Возвышенное всегда должно быть значительным, прекрасное может быть и малым. Возвышенное должно быть простым, прекрасное может быть нарядным и изысканным. Большая высота вызывает чувство возвышенного, как и большая глубина, однако чувство, вызываемое такой глубиной, сопровождается ощущением ужаса; чувство же, вызываемое высотой, — изумлением; и именно поэтому первое ощущение может быть устрашающе-возвышенным, а второе — благородным. Вид египетских пирамид, как рассказывает Хассельквист, [471] производит на нас гораздо большее впечатление, чем все описания, однако устройство их просто и благородно. Церковь св. Петра в Риме великолепна. Так как на здании ее, величественном и простом, красота, например золото, мозаика и т. п., распределена так, что ощущение возвышенного все же преобладает, то и самый предмет называется великолепным. Арсенал должен быть благороден и прост, замок правителя — великолепен, загородный дворец — красив и наряден.
Длительность возвышенна. Если она относится к прошедшим временам, она благородна. Если же предвидят ее в необозримом будущем, она пугает. Постройки самой далекой древности вызывают благоговение. Описание Галлером [472] вечности будущего вызывает легкий трепет, а его описание вечности прошедшего — немое изумление.
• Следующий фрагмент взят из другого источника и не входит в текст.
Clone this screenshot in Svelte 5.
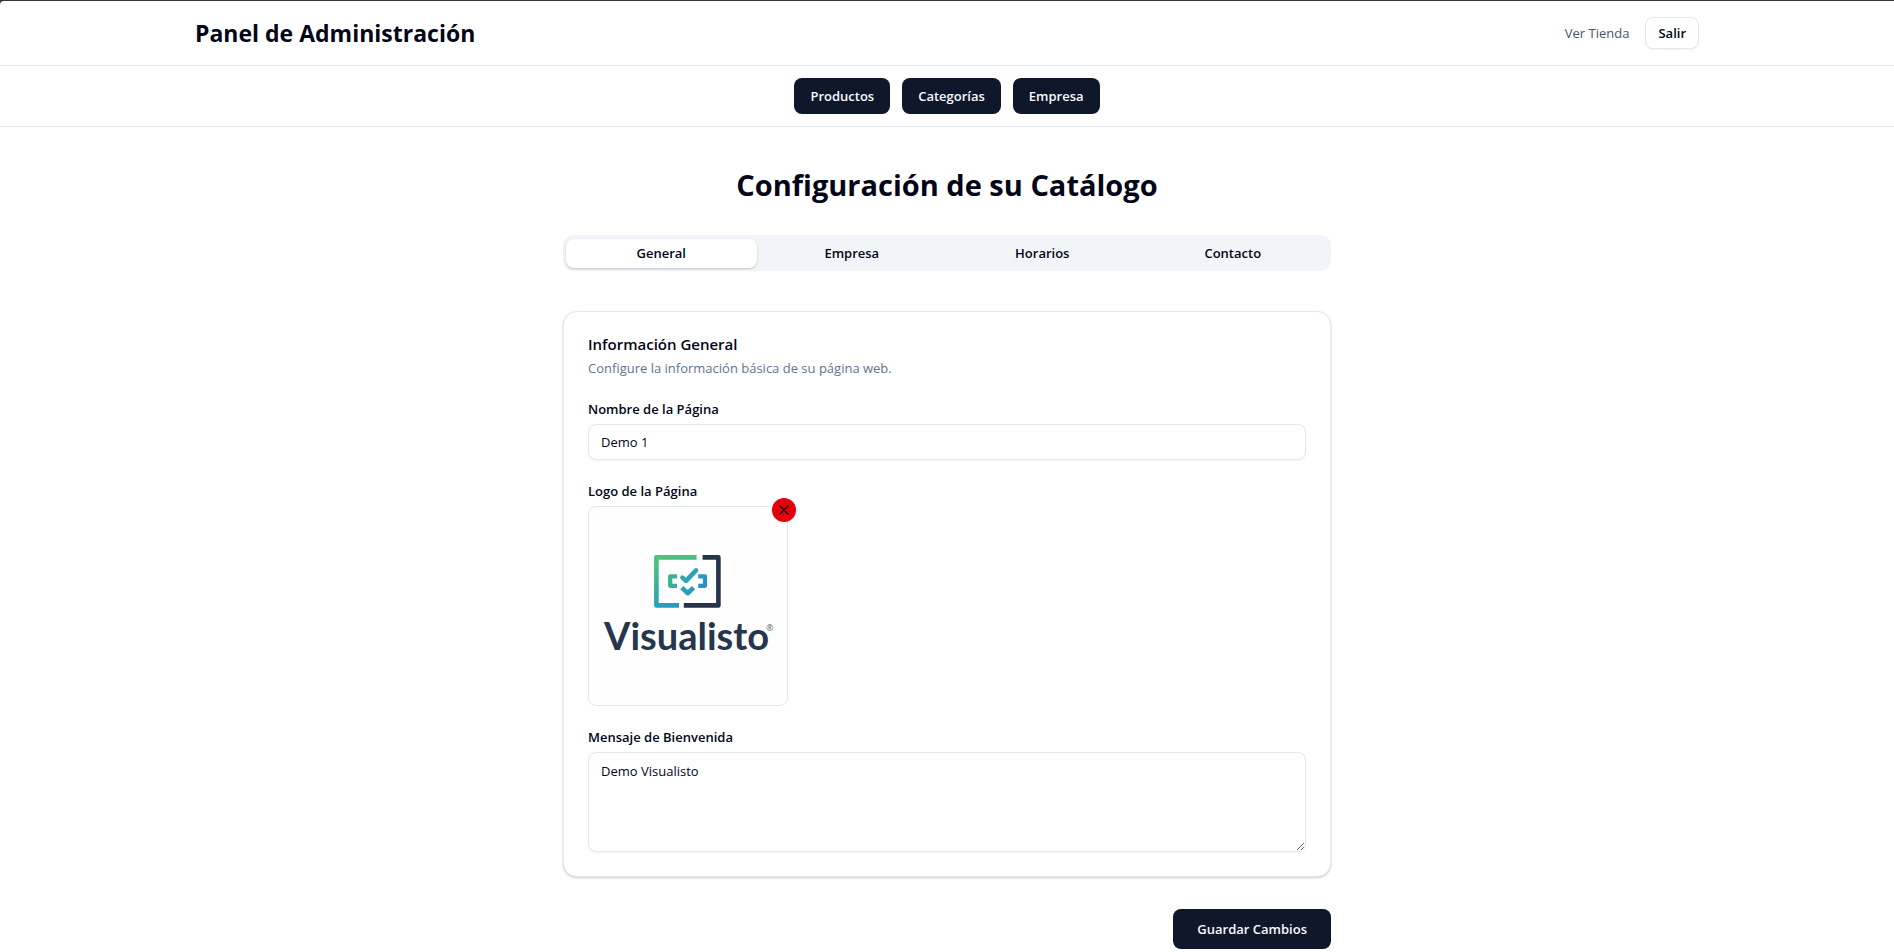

Кант И. Соч. В 6 т. М., 1964. Т. 2. С. 127–131
Л е с с и н г [473]
Воспитание человеческого рода
…Я имею в виду следующее. — Почему бы нам не видеть во всех позитивных религиях не что иное, как путь, которым повсеместно может — и должен впредь — следовать рассудок человека в своем поступательном движении, вместо того, чтобы усмехаться или раздражаться по поводу какой-либо из них? Ведь подобной насмешки, подобного негодования не заслужило ничто в этом лучшем из миров; так неужели же их заслуживают лишь религии? Или мы видим перст божий во всем, только не в наших заблуждениях?
§ 1
То, что для отдельного человека есть воспитание, для всего человеческого рода есть откровение.
§ 2
Воспитание — это откровение, которое дается отдельному человеку; откровение — это воспитание, которое было дано и еще теперь дается человеческому роду…
§ 4
Воспитание не дает человеку ничего сверх того, что он мог бы постигнуть и своими силами; но дает ему то, что он мог бы постигнуть и своими силами, быстрее и с большей легкостью. Следовательно, и откровение не дает человеческому роду ничего сверх того, к чему человеческий разум, предоставленный самому себе, не пришел бы и сам, но оно дало и дает ему эти важнейшие постижения ранее.
§ 5
И подобно тому как в процессе воспитания не безразлично, в какой последовательности развивать силы человека, подобно тому как нельзя сразу научить человека всему, и Бог в своем откровении должен сохранять известную последовательность, известную меру.
§ 6
Если даже первый человек и был наделен исконным понятием Единого Бога, [474] то это сообщенное (а не обретенное) понятие не могло долго сохранять свою чистоту. Как только предоставленный самому себе человеческий разум приступил к его разработке, он разложил единое неизмеримое на ряд измеримых частей, каждой из которых он придал какое-либо отличительное свойство.